Edmundo employs "thugs" who aren't named in the book but on screen were "Sebastiano" and "Perfidio". The latter, appearing in the last two episodes of the serial, was played by Walter Randall, who later played similar, small villainous roles in Doctor Who. These were the only two episodes of Garry Halliday that Randall appeared in, which means we know someone else who had an uncredited role on the production - and went on to write for the series.
“Douglas [Camfield] was commissioned [to write] for the [Garry Halliday]serial because he had worked on it in 1959 as an AFM where he met actor Walter Randall for the first time, and who would become one of his closest friends, as well as the go-to man for playing middle eastern villains.” (Michael Seely, Directed by Douglas Camfield, p. 34.)
Camfield wrote an episode of the eighth and final Garry Halliday series, which was not a serial but comprised six standalone episodes. But we're getting ahead of ourselves...
The ending of this second story makes use of the fact that no one (except the viewer watching at home) knows what the Voice looks like. Throughout proceedings, he's communicated with his minions remotely, him seeing them on a TV screen, them only hearing his politely couched threats. But the final page of the book promises a rematch, with a closing line that reads to me like the promise of a conclusion to a trilogy:
“Whether it's my choice or the Voice's choice, at some time, in some place, we're going to finish things between us.” (p. 126)
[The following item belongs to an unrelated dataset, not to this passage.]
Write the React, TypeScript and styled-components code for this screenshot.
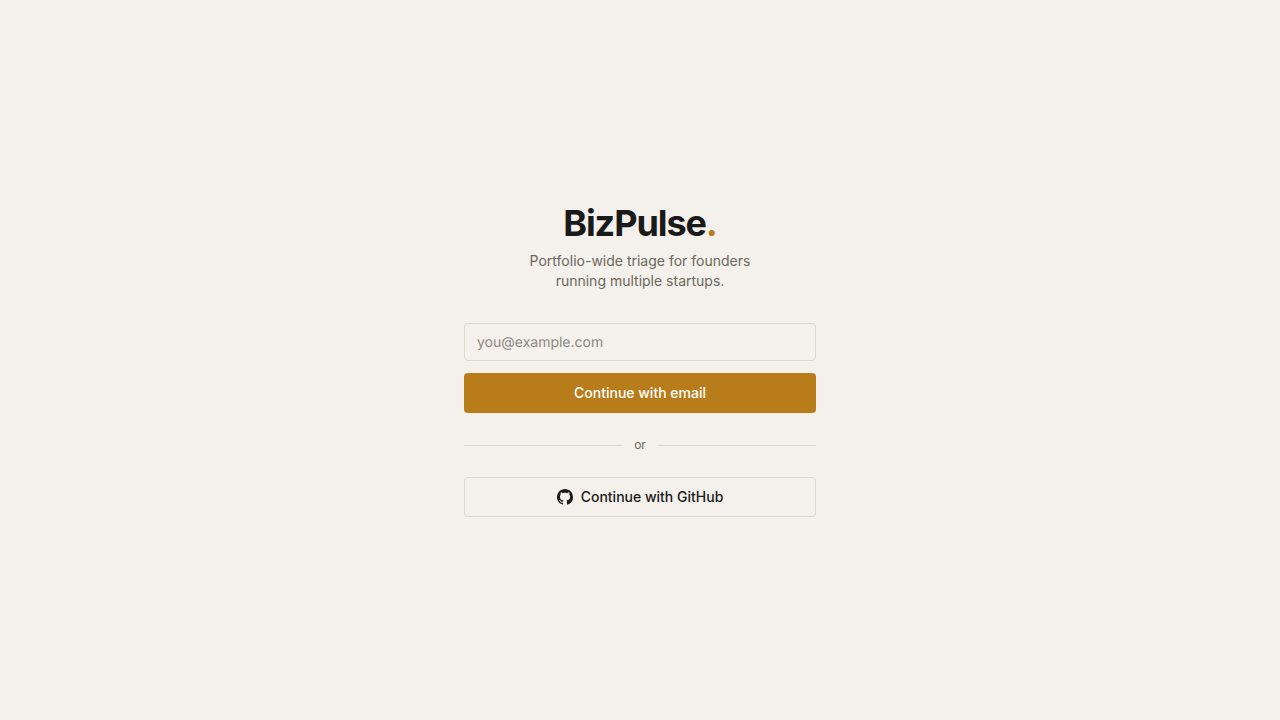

Sadly, I've not yet tracked down a copy of the next novelisation, Garry Halliday and the Kidnapped Five (1962), but can trace something of the plot from listings - and the only surviving episode of Garry Halliday. More on that coming soon.
Oh, and the cover art for this novelisation is by Ley Kenyon, who as a prisoner of war in Stalag Luft III forged passports and other documents in the lead up to the Great Escape, and then illustrated Paul Brickhill's book.